Is cloud mining better than owning mining hardware?
Cloud mining eliminates hardware purchase costs, technical maintenance, and electricity management, making it accessible for beginners without technical expertise. However, owning hardware provides greater control over operations, no ongoing maintenance fees beyond electricity, and equipment resale value that partially recovers initial investment. For most serious miners, purchasing refurbished ASIC equipment from reputable suppliers offers better long-term profitability than cloud contracts after accounting for all fees.
Can cloud mining be profitable in volatile markets?
Cloud mining profitability in volatile markets depends heavily on contract terms, maintenance fee structures, and your ability to time entries during favorable conditions. Sharp Bitcoin price increases can boost returns significantly, while prolonged downturns often render contracts unprofitable as maintenance fees consume mining rewards.

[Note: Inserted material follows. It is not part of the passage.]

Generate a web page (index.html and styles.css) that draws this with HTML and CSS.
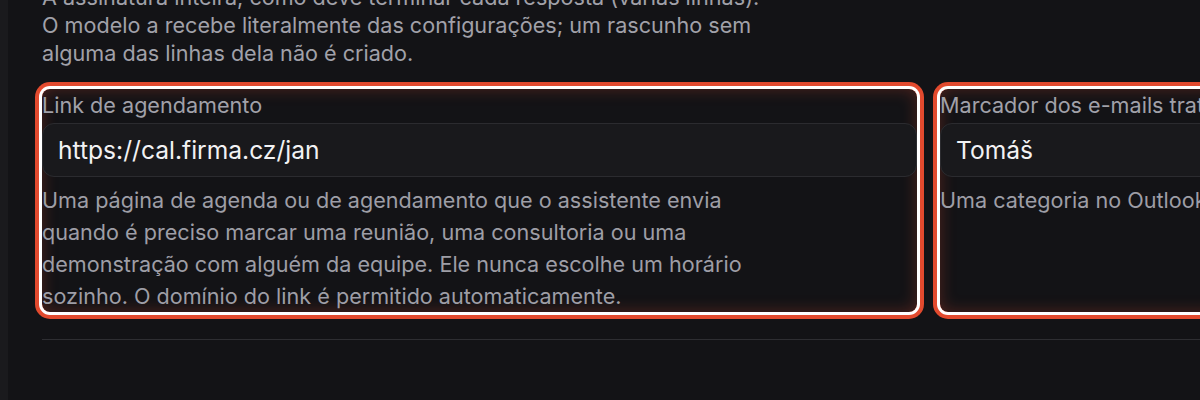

Fixed-duration contracts lock you into terms regardless of market conditions, while direct Bitcoin ownership provides flexibility to sell during peaks or hold through corrections.
What fees should I expect in cloud mining contracts?
Typical cloud mining fees include upfront contract purchase costs (ranging from $50 to thousands depending on hash rate), daily maintenance fees (usually $0.10 to $0.50 per TH/s covering electricity and operations), pool fees (1-3% of mining rewards), and withdrawal fees (fixed amounts or percentages when transferring earnings). Some providers charge additional administrative fees, upgrade costs, or early termination penalties. Always calculate total fee impact on projected returns before purchasing contracts, as fees often eliminate profitability even when Bitcoin prices rise.